The third path is a deeper reform that Brazil has so far avoided: a combination of serious tax simplification, rebalancing of mandatory and discretionary spending, and more explicit medium-term planning that survives electoral cycles. That would mean political fights over pensions, benefits and entitlements that no government relishes. It would also mean clearer choices about what the state can and cannot promise. In return, it could deliver a more robust, less crisis-prone anchor — one rooted not just in formulas, but in a shared understanding of limits.
The Quiet Question Behind the Numbers
At one level, the debate over Brazil’s fiscal anchor is technical. It concerns primary balances, expenditure bands, debt trajectories and growth assumptions. At another, more important level, it concerns legitimacy. Brazilians have lived through inflation, stabilisation plans, crises and multiple rewrites of the rules. They have seen anchors invoked to justify cuts that feel remote from elite privilege. They have also seen what happens when fiscal chaos feeds inflation that erodes wages and savings.

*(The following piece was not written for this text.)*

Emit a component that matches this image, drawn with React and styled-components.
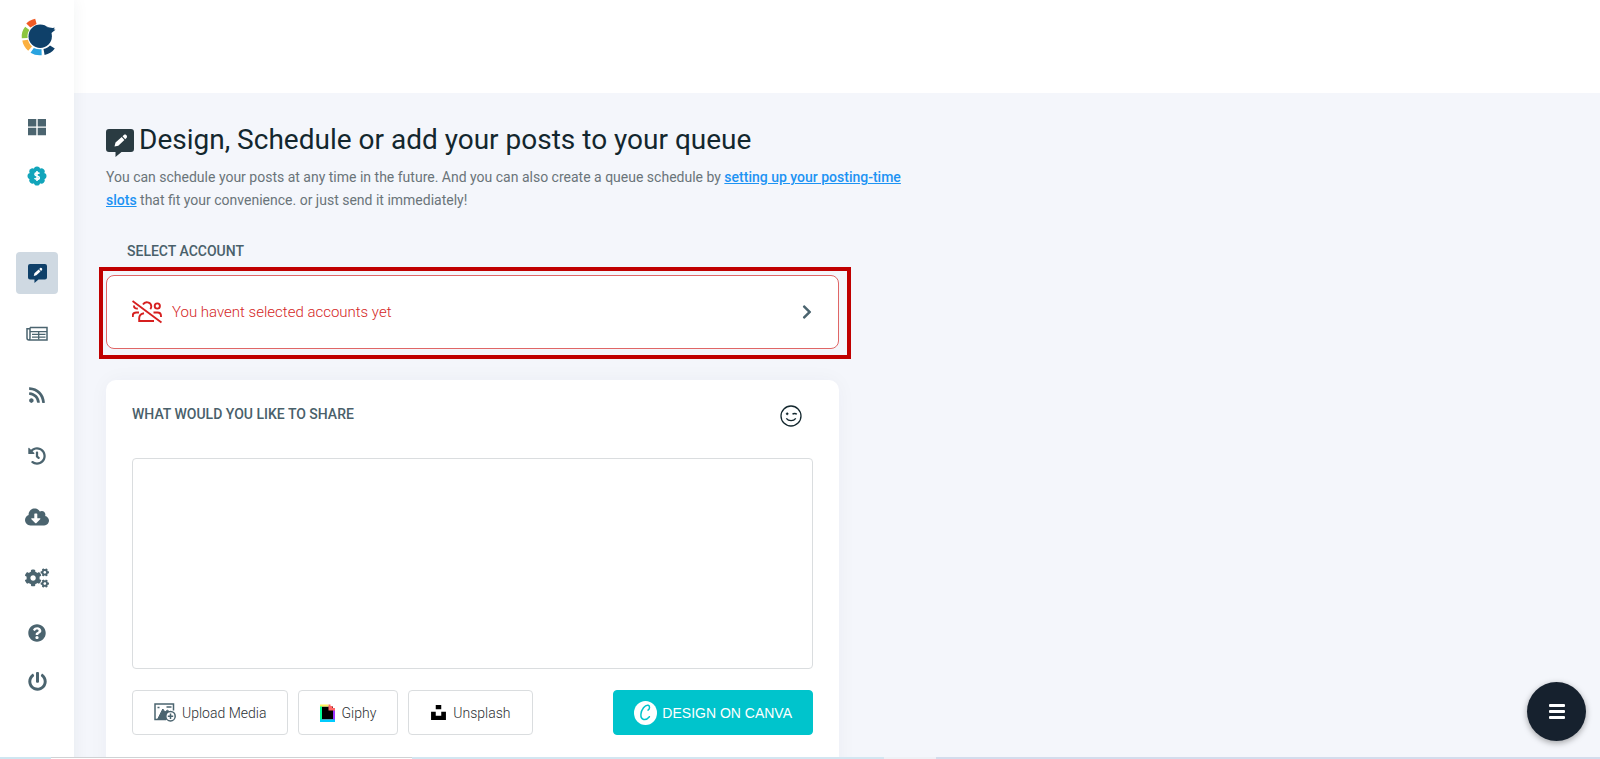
import React from "react";
import styled, { createGlobalStyle, css } from "styled-components";
import {
  FaRss,
  FaHistory,
  FaCloudDownloadAlt,
  FaQuestionCircle,
  FaPowerOff,
  FaUnsplash,
  FaChevronRight,
  FaCogs,
} from "react-icons/fa";

const colors = {
  page: "#f4f6fb",
  icon: "#4b646f",
  navy: "#0f4069",
  heading: "#13272e",
  muted: "#6a7479",
  label: "#49606a",
  link: "#1d93f3",
  red: "#d41f1f",
  frame: "#c00000",
  line: "#dadddf",
  teal: "#00c4cc",
};

const GlobalStyle = createGlobalStyle`
  * {
    box-sizing: border-box;
  }

  body {
    margin: 0;
    background: ${colors.page};
    font-family: Roboto, "Liberation Sans", sans-serif;
    overflow: hidden;
  }

  button,
  textarea {
    font-family: inherit;
    margin: 0;
  }
`;

const Layout = styled.div`
  display: grid;
  grid-template-columns: 74px 1fr;
  height: 100vh;
  overflow: hidden;
`;

const Sidebar = styled.aside`
  display: flex;
  flex-direction: column;
  align-items: center;
  padding-top: 18px;
  background: #fff;
  box-shadow: 0 0 16px rgba(30, 50, 70, 0.06);
  z-index: 1;
`;

const NavGroup = styled.nav`
  display: flex;
  flex-direction: column;
  align-items: center;
  gap: ${(props) => props.$gap}px;
  margin-top: ${(props) => props.$top}px;
`;

const NavLink = styled.a`
  display: flex;
  align-items: center;
  justify-content: center;
  width: 42px;
  height: 42px;
  border-radius: 4px;
  color: ${colors.icon};

  ${(props) =>
    props.$active &&
    css`
      background: #cfd9e2;
      color: ${colors.navy};
    `}
`;

const Main = styled.main`
  min-width: 0;
`;

const TopBar = styled.header`
  height: 93px;
  background: #fff;
`;

const Content = styled.div`
  max-width: 842px;
  padding: 30px 0 0 32px;
`;

const Title = styled.h1`
  display: flex;
  align-items: center;
  gap: 5px;
  margin: 0;
  color: ${colors.heading};
  font-size: 28px;
  font-weight: 400;
  line-height: 34px;

  svg {
    flex: none;
    margin-top: 5px;
    color: #2a3b42;
  }
`;

const Intro = styled.p`
  margin: 9px 0 0;
  color: ${colors.muted};
  font-size: 14px;
  line-height: 23px;

  a {
    color: ${colors.link};
    font-weight: 500;
  }
`;

const Form = styled.form`
  max-width: 733px;
`;

const Label = styled.label`
  display: block;
  color: ${colors.label};
  font-size: 14px;
  font-weight: 500;
  line-height: 20px;
  text-transform: uppercase;
`;

const AccountField = styled.div`
  padding-top: 29px;

  ${Label} {
    padding-left: 21px;
  }
`;

const Highlight = styled.div`
  margin: 6px -12px 0 -7px;
  padding: 4px 8px 6px 3px;
  border: 4px solid ${colors.frame};
`;

const AccountButton = styled.button`
  display: flex;
  align-items: center;
  width: 100%;
  height: 74px;
  padding: 0 23px 0 25px;
  border: 1px solid #e06666;
  border-radius: 8px;
  background: #fff;
  color: ${colors.red};
  font-size: 15px;
  font-weight: 300;
  text-align: left;

  span {
    flex: 1;
    padding-left: 10px;
  }
`;

const Card = styled.section`
  margin-top: 21px;
  padding: 24px 26px;
  border-radius: 10px;
  background: #fff;
  box-shadow: 0 0 20px rgba(30, 50, 70, 0.04);
`;

const CardHead = styled.div`
  display: flex;
  justify-content: space-between;
  height: 54px;
  padding-right: 11px;
`;

const EmojiButton = styled.button`
  width: 22px;
  height: 26px;
  padding: 0;
  border: 0;
  background: none;
  color: #13272e;
`;

const PostInput = styled.textarea`
  display: block;
  width: 100%;
  height: 211px;
  padding: 12px;
  border: 1px solid ${colors.line};
  border-radius: 4px;
  resize: none;
`;

const Actions = styled.div`
  display: flex;
  gap: 10px;
  padding: 21px 0 60px;
`;

const MediaButton = styled.button`
  display: flex;
  align-items: center;
  justify-content: center;
  gap: 6px;
  height: 45px;
  padding: 0 21px;
  border: 1px solid ${colors.line};
  border-radius: 4px;
  background: #fff;
  color: #2b2f33;
  font-size: 14px;
  font-weight: 300;
  white-space: nowrap;
`;

const CanvaButton = styled(MediaButton)`
  gap: 5px;
  margin-left: auto;
  padding: 0 20px;
  border-color: ${colors.teal};
  background: ${colors.teal};
  color: #fff;
  font-family: "Liberation Sans", Arial, sans-serif;
`;

const MenuButton = styled.button`
  position: fixed;
  right: 14px;
  bottom: 18px;
  display: flex;
  align-items: center;
  justify-content: center;
  width: 59px;
  height: 59px;
  padding: 0;
  border: 0;
  border-radius: 50%;
  background: #16212e;
  color: #fff;
  box-shadow: 0 2px 6px rgba(0, 0, 0, 0.35);
`;

const BottomEdge = styled.div`
  position: fixed;
  right: 0;
  bottom: 0;
  left: 0;
  display: flex;
  height: 2px;
  z-index: 2;
`;

const EdgePart = styled.span`
  flex: ${(props) => props.$size};
  border-top: 1px solid ${(props) => props.$color};
  background: ${(props) => props.$fill || props.$color};
`;

function Logo() {
  return (
    <svg width="40" height="38" viewBox="-4 0 40 38" role="img" aria-label="Home">
      <circle cx="19.200" cy="18.300" r="11.700" fill="#0f4069" />
      <path d="M26 8.500c2.200 1.300 4.700 1.700 8 1.300l-1.400 1.400 1.900.6-4.700 3.700z" fill="#0f4069" />
      <path d="M14.200.7 15.600 5.900 9.400 9.400 5.300 5.400C7.700 2.900 10.700 1.300 14.200.7z" fill="#f15a24" />
      <path d="M4.200 8.800 8.400 12C6.800 14.400 6.200 17 6.600 20L.8 20.200C.3 15.900 1.500 12.100 4.200 8.800z" fill="#8cc63f" />
      <path d="M1.300 22.600 7 21.700C7.700 24.500 9 26.600 11 28.400L7.200 32.700C3.900 30 2 26.600 1.300 22.600z" fill="#fbb040" />
      <path d="M12.800 29.900C15.300 31.100 17.800 31.500 20.500 31.200L20.700 37.200C16.600 37.600 13 36.900 9.500 34.800z" fill="#29a3e0" />
      <path d="M22.500 31C25.200 30.400 27.200 29.300 29 27.500L33.800 30.500C31.100 34 27.900 36.200 23.600 36.900z" fill="#0f4069" />
    </svg>
  );
}

function GridIcon() {
  return (
    <svg width="20" height="18" viewBox="0 0 20 18" fill="currentColor">
      <path d="M1 1h8.300v7.500H1zM10.700 1H19v7.500h-8.300zM1 9.800h8.300v7.500H1zM10.700 9.800H19v7.500h-8.300z" />
    </svg>
  );
}

function DollarBadge() {
  const petals = [0, 45, 90, 135, 180, 225, 270, 315];
  return (
    <svg width="20" height="20" viewBox="0 0 20 20">
      <g fill="#12a5bb">
        <circle cx="10" cy="10" r="7.800" />
        {petals.map((angle) => (
          <circle key={angle} cx="10" cy="3.600" r="3.100" transform={`rotate(${angle} 10 10)`} />
        ))}
      </g>
      <path
        d="M12.400 7.700C11.900 6.700 8 6.300 7.900 8.300c0 2 4.400 1.200 4.400 3.400 0 2-4 1.900-4.700.5M10 5v10"
        fill="none"
        stroke="#fff"
        strokeWidth="1.600"
      />
    </svg>
  );
}

function PostIcon({ size }) {
  return (
    <svg width={size} height={size} viewBox="0 0 28 28">
      <path d="M3 0h22a3 3 0 0 1 3 3v17a3 3 0 0 1-3 3H15.500L9.500 28v-5H3a3 3 0 0 1-3-3V3a3 3 0 0 1 3-3z" fill="currentColor" />
      <path d="M8.500 17.500 9.500 13.500 15.700 8 18.400 11 12.300 16.700zM16.500 7.300l1.600-1.500c1.600-1 3.800 1.300 2.600 2.900l-1.500 1.500z" fill="#fff" />
    </svg>
  );
}

function ArticlesIcon() {
  return (
    <svg width="22" height="16" viewBox="0 0 22 16" fill="none" stroke="currentColor" strokeWidth="1.500">
      <path d="M4 1.500h17v12.500H3c-1.300 0-2-.7-2-2V2.800h3M4 1.500V12c0 1.200-.4 2-1.200 2" />
      <path d="M4 5.700h17M6 8.300h13.500M6 11.200h13.500M12.700 6v7.500" strokeWidth="1.300" />
    </svg>
  );
}

function NoUsersIcon() {
  return (
    <svg width="30" height="24" viewBox="0 0 30 24" fill="none" stroke="#d61f1f" strokeWidth="1.900">
      <path d="M.5 1 29.500 22.500" />
      <path d="M11 4.500c2-3.500 8-2.600 8.300 1.700 0 1.300-.3 2.200-1 3M2 5.500c-.2 2.300 1.500 3.400 3.800 3M.8 17v-1.500c0-2 1.300-3 3.500-3H7" />
      <circle cx="25.300" cy="6" r="2.600" />
      <path d="M21.500 12.500h4c2.300 0 3.500 1.200 3.500 3.500v1M12 13.200c-3.300.5-4.800 2.200-4.800 5V21H22" />
    </svg>
  );
}

function WinkIcon() {
  return (
    <svg width="22" height="22" viewBox="0 0 22 22" fill="none" stroke="currentColor" strokeWidth="1.300">
      <circle cx="11" cy="11" r="10" />
      <circle cx="7.200" cy="8.800" r="1" fill="currentColor" strokeWidth=".6" />
      <path d="M12.500 9.300c1-1.100 3.200-1.100 4.300 0M6.300 13.400c2.300 3 7.200 3 9.500 0" />
    </svg>
  );
}

function MediaIcon() {
  return (
    <svg width="22" height="19" viewBox="0 0 22 19" fill="none" stroke={colors.icon} strokeWidth="1.500">
      <path d="M12 16.500H1V1h18.500v6.500" />
      <path d="M3.500 16.500 8.800 6l5 7-1.500 3.500z" fill={colors.icon} strokeWidth="1" />
      <path d="M11 9l2.300-1.800L16 9l-3 3z" fill={colors.icon} strokeWidth="1" />
      <path d="M3.500 4.500h2M12.500 4h5" />
      <circle cx="16.500" cy="13.200" r="4.700" fill="#fff" />
      <path d="M16.500 10.500v5.400M13.800 13.200h5.400" />
    </svg>
  );
}

function GiphyIcon() {
  return (
    <svg width="15" height="18" viewBox="0 0 15 18">
      <path d="M2 2.500h11v13H2z" fill="#000" />
      <path d="M0 1.500h2v15H0z" fill="#00ff99" />
      <path d="M13 6h2v10.500h-2z" fill="#9933ff" />
      <path d="M0 15.500h15V18H0z" fill="#00ccff" />
      <path d="M0 .5h8.500v2H0z" fill="#fff35c" />
      <path d="M8.500.5h2V2h2v2H15v2.500H8.500z" fill="#ff6666" />
    </svg>
  );
}

function CanvaIcon() {
  return (
    <svg width="23" height="24" viewBox="0 0 23 24">
      <ellipse cx="11.500" cy="12" rx="11.500" ry="12" fill="#fff" />
      <path
        d="M14 9.200c1.900-1.300 2.100-4.400.2-4.900-3.200-.6-6.900 4.300-7.300 9-.4 6 4.900 6.900 8.500 2.400"
        fill="none"
        stroke={colors.teal}
        strokeWidth="1.500"
        strokeLinecap="round"
      />
    </svg>
  );
}

function MenuIcon() {
  return (
    <svg width="16" height="15" viewBox="0 0 16 15" fill="currentColor">
      <rect width="16" height="3" rx="1" />
      <rect y="6" width="16" height="3" rx="1" />
      <rect y="12" width="16" height="3" rx="1" />
    </svg>
  );
}

const topLinks = [
  { name: "Dashboard", icon: <GridIcon /> },
  { name: "Billing", icon: <DollarBadge /> },
];

const toolLinks = [
  { name: "Publish", icon: <PostIcon size={19} />, active: true },
  { name: "Articles", icon: <ArticlesIcon /> },
  { name: "Feeds", icon: <FaRss size={18} /> },
  { name: "History", icon: <FaHistory size={18} /> },
  { name: "Downloads", icon: <FaCloudDownloadAlt size={24} /> },
  { name: "Settings", icon: <FaCogs size={24} /> },
];

const accountLinks = [
  { name: "Help", icon: <FaQuestionCircle size={18} /> },
  { name: "Log out", icon: <FaPowerOff size={19} /> },
];

const edgeParts = [
  { size: 51, color: "#cfe6f1" },
  { size: 361, color: "#cfd2d4", fill: "#fff" },
  { size: 472, color: "#d3e6f1" },
  { size: 52, color: "#eef1f6" },
  { size: 664, color: "#d3dcec" },
];

function NavItems({ links, gap, top }) {
  return (
    <NavGroup $gap={gap} $top={top}>
      {links.map((link) => (
        <NavLink key={link.name} href="#" aria-label={link.name} $active={link.active}>
          {link.icon}
        </NavLink>
      ))}
    </NavGroup>
  );
}

export default function App() {
  return (
    <>
      <GlobalStyle />
      <Layout>
        <Sidebar>
          <Logo />
          <NavItems links={topLinks} gap={7} top={50} />
          <NavItems links={toolLinks} gap={19} top={55} />
          <NavItems links={accountLinks} gap={6} top={13} />
        </Sidebar>

        <Main>
          <TopBar />
          <Content>
            <Title>
              <PostIcon size={28} />
              Design, Schedule or add your posts to your queue
            </Title>
            <Intro>
              You can schedule your posts at any time in the future. And you can also create a queue
              schedule by <a href="#">setting up your posting-time slots</a> that fit your
              convenience. or just send it immediately!
            </Intro>

            <Form>
              <AccountField>
                <Label htmlFor="account">Select account</Label>
                <Highlight>
                  <AccountButton type="button" id="account">
                    <NoUsersIcon />
                    <span>You havent selected accounts yet</span>
                    <FaChevronRight size={16} color={colors.icon} />
                  </AccountButton>
                </Highlight>
              </AccountField>

              <Card>
                <CardHead>
                  <Label htmlFor="post">What would you like to share</Label>
                  <EmojiButton type="button" aria-label="Add emoji">
                    <WinkIcon />
                  </EmojiButton>
                </CardHead>
                <PostInput id="post" />
                <Actions>
                  <MediaButton type="button">
                    <MediaIcon />
                    Upload Media
                  </MediaButton>
                  <MediaButton type="button">
                    <GiphyIcon />
                    Giphy
                  </MediaButton>
                  <MediaButton type="button">
                    <FaUnsplash size={17} color="#000" />
                    Unsplash
                  </MediaButton>
                  <CanvaButton type="button">
                    <CanvaIcon />
                    DESIGN ON CANVA
                  </CanvaButton>
                </Actions>
              </Card>
            </Form>
          </Content>
        </Main>
      </Layout>

      <MenuButton type="button" aria-label="Menu">
        <MenuIcon />
      </MenuButton>

      <BottomEdge>
        {edgeParts.map((part, index) => (
          <EdgePart key={index} $size={part.size} $color={part.color} $fill={part.fill} />
        ))}
      </BottomEdge>
    </>
  );
}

For Lula’s government, and for whoever comes next, the challenge is to rebuild trust that fiscal discipline is not a code word for permanent austerity, and that social expansion is not a euphemism for reckless promises. The new framework is a tool in that effort, not a guarantee. Whether it becomes the anchor that finally holds, or just another layer of rules on top of an unchanged political logic, will be decided not in spreadsheets but in the daily bargaining between Planalto, Congress, the courts and a society that has grown weary of cycles of boom, bust and repair.